>> START Material shown
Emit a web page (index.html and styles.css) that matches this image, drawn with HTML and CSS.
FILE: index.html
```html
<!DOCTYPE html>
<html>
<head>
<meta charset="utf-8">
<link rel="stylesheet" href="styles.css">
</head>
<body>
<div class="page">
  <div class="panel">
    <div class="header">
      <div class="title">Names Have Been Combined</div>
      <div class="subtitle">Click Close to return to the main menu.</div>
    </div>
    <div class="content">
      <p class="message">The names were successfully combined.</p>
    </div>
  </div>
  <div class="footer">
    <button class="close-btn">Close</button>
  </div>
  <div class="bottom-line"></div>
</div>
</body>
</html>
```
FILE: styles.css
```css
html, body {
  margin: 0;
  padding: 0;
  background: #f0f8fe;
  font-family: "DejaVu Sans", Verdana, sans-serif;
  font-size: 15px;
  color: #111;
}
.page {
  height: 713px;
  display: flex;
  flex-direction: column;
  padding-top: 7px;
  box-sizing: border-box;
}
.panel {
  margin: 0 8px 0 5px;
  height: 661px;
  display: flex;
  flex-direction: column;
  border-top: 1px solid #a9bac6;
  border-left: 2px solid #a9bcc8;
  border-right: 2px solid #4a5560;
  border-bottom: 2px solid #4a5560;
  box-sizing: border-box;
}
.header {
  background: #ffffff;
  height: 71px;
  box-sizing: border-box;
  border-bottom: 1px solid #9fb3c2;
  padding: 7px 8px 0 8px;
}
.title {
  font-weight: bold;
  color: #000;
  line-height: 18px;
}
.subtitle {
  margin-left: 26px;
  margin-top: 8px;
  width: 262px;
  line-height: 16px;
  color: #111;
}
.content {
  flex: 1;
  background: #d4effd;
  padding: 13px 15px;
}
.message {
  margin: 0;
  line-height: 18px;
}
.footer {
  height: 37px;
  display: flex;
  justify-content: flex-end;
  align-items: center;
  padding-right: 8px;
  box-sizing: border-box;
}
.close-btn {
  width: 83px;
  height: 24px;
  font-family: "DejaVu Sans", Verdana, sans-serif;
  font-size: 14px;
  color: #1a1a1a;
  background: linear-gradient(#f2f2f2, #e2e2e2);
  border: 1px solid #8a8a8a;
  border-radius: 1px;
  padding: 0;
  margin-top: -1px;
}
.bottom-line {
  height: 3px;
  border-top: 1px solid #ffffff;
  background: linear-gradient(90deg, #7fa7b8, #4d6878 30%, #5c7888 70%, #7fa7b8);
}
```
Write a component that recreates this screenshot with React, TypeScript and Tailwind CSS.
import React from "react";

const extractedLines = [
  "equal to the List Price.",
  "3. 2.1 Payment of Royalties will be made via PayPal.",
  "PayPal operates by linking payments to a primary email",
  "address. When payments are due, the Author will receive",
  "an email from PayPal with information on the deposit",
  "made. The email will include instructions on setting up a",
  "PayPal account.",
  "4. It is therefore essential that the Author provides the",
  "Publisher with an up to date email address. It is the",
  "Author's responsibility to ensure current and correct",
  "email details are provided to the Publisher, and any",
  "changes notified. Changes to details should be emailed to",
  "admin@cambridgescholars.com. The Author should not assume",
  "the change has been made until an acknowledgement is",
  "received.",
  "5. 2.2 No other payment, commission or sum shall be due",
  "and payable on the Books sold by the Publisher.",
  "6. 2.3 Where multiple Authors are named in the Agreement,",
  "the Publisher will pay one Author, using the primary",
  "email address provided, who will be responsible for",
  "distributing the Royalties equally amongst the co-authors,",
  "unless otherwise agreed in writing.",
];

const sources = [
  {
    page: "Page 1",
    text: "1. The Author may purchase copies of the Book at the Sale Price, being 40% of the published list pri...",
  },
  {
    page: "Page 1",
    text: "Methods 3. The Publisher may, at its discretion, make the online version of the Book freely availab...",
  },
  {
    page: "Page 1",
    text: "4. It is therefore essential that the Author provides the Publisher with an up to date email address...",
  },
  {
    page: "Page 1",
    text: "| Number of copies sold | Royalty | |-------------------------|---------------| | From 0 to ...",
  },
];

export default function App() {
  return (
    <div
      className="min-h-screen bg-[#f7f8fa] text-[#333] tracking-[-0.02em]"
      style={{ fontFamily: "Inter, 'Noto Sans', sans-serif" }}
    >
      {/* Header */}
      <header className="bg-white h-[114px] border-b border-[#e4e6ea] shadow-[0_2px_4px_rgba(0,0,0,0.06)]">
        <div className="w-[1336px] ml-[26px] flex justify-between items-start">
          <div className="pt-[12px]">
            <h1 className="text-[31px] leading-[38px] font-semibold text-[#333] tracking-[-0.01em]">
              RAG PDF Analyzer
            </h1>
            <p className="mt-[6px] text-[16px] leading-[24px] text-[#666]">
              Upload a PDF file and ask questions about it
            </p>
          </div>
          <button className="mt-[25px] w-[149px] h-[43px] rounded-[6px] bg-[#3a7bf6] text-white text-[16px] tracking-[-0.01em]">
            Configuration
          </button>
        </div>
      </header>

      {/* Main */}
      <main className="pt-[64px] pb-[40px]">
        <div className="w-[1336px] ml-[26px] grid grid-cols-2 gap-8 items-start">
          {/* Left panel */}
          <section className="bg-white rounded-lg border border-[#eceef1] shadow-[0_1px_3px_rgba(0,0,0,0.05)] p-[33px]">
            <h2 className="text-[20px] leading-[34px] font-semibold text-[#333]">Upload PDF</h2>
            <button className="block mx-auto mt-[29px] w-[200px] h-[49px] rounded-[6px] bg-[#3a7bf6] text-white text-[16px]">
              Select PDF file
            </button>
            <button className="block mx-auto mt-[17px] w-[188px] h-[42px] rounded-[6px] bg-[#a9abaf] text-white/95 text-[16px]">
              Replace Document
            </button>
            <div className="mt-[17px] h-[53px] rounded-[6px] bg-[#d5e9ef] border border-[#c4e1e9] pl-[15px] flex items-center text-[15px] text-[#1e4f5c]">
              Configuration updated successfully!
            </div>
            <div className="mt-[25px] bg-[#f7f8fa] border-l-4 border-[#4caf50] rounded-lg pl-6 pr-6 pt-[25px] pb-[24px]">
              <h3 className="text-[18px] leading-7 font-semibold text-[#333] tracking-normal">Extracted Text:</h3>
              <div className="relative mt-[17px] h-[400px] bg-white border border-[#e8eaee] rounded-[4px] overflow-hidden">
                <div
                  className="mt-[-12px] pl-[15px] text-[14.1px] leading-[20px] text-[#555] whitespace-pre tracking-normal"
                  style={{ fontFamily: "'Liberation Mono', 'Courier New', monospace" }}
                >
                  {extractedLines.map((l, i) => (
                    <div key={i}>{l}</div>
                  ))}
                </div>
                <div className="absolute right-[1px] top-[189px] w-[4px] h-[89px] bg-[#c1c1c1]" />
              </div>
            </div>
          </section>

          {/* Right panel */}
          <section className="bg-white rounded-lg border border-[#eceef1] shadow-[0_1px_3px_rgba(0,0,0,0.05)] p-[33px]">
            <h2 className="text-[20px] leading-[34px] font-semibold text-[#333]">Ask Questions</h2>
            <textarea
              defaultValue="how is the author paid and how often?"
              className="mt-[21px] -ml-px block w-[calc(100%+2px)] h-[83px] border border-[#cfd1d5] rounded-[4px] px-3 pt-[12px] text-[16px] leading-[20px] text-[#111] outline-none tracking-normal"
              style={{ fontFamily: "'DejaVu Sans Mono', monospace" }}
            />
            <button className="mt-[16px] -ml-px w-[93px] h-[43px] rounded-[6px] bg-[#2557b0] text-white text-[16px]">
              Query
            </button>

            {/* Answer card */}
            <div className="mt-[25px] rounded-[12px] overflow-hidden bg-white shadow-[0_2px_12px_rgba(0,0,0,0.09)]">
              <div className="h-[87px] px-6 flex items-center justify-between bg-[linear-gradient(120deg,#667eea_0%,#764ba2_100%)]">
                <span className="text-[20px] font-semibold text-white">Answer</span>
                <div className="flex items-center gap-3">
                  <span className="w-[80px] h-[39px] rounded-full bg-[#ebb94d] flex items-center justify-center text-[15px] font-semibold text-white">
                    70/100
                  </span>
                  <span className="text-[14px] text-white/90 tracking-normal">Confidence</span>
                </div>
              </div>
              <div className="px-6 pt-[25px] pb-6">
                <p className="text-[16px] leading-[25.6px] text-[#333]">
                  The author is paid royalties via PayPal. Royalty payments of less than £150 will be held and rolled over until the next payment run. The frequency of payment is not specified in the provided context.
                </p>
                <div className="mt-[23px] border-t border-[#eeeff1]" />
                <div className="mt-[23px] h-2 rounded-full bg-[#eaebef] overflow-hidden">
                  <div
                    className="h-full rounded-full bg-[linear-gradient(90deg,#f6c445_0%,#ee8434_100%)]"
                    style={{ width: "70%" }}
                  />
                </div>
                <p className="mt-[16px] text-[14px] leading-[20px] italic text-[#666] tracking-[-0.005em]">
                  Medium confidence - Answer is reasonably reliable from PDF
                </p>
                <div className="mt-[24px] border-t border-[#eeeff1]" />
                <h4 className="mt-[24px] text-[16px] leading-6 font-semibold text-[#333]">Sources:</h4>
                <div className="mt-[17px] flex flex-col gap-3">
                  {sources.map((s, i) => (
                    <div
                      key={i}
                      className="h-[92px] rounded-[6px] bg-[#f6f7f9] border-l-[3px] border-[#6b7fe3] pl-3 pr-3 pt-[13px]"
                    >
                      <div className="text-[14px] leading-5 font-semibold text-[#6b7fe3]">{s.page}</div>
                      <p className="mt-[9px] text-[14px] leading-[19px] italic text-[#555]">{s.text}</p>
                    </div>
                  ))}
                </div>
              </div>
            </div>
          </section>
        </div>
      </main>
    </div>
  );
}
>> END Material shown
What is asked. Everything from the line that contains "Write a component" to the line that contains "import React from" must be transcribed exactly, both end lines included.

Reply to the task.
Write a component that recreates this screenshot with React, TypeScript and Tailwind CSS.
import React from "react";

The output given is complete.